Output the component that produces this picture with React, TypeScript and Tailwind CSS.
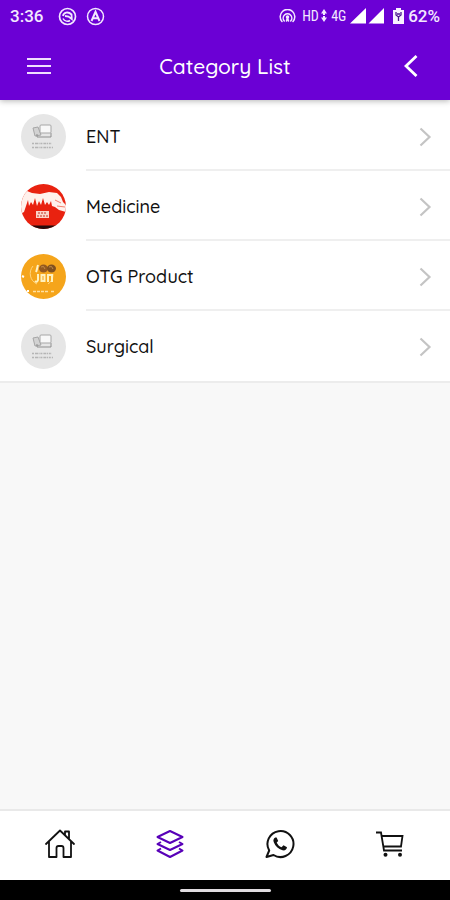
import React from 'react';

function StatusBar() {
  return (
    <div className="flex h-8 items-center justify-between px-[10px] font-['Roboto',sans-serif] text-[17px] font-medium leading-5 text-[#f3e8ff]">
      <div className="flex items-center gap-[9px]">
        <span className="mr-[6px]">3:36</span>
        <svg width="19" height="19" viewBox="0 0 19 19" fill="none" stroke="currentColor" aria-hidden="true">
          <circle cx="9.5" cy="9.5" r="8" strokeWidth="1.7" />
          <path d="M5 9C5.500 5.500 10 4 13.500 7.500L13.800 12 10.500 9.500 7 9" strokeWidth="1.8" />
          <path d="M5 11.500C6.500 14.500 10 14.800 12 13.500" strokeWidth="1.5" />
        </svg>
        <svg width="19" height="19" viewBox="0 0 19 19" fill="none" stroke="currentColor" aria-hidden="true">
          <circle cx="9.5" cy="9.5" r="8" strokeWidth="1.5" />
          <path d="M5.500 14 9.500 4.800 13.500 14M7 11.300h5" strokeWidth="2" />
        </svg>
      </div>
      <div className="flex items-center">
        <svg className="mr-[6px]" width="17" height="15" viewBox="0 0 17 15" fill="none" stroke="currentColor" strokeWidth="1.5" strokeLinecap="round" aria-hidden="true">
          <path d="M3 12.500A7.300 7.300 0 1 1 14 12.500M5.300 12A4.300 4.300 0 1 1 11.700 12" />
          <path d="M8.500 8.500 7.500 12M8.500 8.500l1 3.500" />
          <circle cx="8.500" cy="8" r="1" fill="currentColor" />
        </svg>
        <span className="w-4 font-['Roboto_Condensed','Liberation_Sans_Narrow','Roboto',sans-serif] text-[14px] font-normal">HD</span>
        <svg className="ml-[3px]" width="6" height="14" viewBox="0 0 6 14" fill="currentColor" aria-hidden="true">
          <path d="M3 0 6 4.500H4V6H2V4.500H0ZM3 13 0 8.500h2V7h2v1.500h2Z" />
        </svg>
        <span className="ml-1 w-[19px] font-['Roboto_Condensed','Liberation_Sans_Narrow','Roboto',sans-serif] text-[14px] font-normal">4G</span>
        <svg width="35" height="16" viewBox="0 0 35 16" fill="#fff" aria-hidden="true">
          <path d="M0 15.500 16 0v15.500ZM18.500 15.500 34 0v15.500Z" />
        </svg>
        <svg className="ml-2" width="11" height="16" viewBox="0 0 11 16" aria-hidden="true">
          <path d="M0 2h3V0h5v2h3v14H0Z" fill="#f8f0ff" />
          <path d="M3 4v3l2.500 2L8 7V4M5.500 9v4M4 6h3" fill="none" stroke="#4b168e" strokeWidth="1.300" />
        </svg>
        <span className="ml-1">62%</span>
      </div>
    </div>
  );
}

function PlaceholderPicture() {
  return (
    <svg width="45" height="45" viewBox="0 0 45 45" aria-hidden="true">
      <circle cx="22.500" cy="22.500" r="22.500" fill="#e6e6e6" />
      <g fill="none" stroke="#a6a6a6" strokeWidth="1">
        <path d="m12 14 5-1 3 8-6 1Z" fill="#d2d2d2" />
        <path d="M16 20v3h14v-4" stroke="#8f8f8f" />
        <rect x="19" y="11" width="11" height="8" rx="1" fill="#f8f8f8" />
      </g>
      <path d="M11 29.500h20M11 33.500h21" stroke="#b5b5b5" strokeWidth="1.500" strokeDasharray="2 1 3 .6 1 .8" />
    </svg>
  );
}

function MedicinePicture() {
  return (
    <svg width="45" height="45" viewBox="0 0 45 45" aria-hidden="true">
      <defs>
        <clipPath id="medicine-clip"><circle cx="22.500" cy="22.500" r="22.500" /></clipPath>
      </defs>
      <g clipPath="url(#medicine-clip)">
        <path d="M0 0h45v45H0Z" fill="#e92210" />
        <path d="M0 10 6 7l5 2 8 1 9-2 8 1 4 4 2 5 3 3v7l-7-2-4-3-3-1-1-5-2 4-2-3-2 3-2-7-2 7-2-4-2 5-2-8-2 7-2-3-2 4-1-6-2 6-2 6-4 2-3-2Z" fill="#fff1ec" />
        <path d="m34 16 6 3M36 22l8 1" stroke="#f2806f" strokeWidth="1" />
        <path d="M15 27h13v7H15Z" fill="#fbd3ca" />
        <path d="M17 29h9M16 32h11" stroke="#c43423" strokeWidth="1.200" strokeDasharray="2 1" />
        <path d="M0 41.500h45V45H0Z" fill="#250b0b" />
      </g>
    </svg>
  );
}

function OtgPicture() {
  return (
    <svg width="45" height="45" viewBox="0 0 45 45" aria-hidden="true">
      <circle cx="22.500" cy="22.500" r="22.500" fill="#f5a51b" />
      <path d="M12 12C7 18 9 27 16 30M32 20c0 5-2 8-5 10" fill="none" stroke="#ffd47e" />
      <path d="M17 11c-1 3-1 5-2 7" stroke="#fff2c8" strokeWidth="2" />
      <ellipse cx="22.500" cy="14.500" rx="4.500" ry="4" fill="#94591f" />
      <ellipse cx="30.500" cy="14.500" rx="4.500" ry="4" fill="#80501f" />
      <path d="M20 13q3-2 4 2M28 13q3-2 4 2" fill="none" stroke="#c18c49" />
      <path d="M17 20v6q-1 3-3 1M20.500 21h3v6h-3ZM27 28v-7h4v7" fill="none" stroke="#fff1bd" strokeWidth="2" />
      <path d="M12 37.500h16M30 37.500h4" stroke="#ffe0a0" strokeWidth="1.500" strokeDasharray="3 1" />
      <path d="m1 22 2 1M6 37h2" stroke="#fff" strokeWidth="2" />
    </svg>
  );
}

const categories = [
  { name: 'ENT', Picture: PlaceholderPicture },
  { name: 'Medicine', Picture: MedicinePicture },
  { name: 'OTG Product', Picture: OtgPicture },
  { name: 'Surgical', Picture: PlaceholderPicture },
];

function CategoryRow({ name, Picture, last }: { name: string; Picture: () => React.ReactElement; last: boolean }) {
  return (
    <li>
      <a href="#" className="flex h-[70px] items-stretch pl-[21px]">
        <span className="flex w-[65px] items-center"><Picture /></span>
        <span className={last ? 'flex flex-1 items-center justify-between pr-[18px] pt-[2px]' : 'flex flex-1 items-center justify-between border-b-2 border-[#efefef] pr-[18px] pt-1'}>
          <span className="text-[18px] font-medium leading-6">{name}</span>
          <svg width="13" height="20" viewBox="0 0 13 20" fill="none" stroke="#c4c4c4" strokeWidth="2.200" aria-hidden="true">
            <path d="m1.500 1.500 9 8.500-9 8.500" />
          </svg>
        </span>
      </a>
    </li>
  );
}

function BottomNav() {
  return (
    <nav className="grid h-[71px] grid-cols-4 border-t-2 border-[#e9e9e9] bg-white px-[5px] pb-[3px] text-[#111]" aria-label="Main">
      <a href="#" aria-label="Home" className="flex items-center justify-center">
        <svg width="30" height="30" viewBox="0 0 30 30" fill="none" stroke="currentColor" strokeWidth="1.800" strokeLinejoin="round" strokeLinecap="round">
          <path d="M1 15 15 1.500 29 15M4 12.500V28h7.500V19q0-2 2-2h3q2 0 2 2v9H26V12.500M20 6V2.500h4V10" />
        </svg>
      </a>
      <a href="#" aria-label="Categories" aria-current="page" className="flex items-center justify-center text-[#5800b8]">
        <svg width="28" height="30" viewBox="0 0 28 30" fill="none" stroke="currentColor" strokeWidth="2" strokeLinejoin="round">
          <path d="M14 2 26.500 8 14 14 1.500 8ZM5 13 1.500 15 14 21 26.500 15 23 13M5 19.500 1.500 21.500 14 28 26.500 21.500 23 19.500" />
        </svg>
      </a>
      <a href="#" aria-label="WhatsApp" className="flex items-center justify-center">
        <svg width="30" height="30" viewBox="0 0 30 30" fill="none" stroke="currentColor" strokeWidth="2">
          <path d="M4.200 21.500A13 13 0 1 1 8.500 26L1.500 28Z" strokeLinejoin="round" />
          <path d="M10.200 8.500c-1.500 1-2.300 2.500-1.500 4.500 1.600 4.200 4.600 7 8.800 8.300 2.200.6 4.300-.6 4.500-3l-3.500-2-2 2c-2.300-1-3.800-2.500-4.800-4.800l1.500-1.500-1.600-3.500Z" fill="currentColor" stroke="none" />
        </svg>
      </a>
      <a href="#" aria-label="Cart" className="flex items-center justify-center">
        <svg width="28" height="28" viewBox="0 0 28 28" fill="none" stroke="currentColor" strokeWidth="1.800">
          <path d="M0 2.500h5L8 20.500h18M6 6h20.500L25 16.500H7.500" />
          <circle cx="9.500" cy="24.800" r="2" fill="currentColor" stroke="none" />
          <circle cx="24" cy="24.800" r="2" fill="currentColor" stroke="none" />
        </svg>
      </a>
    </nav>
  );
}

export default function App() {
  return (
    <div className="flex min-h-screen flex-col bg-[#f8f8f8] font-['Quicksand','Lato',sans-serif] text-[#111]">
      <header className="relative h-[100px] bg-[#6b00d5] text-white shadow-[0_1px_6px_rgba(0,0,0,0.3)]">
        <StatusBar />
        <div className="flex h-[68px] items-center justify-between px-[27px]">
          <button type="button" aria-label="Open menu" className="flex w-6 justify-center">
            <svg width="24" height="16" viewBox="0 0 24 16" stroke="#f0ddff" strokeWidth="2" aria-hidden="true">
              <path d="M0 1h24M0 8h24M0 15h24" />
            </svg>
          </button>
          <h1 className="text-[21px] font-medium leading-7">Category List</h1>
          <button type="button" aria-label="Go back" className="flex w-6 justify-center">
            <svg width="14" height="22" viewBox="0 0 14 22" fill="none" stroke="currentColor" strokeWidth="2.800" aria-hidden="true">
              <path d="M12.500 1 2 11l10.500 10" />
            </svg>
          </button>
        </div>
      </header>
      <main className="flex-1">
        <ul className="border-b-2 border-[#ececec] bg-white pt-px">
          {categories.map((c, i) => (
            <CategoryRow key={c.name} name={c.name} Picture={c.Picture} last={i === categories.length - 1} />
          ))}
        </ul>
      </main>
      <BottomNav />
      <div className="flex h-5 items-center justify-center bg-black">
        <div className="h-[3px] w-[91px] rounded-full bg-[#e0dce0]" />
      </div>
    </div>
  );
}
------------------------------
GIVEN EXERCISE
Repeat only the lines between the start of the data and the line with "import React from 'react';", including those two lines, and skip the pictures.

ANSWER FOR THIS EXERCISE
Output the component that produces this picture with React, TypeScript and Tailwind CSS.
import React from 'react';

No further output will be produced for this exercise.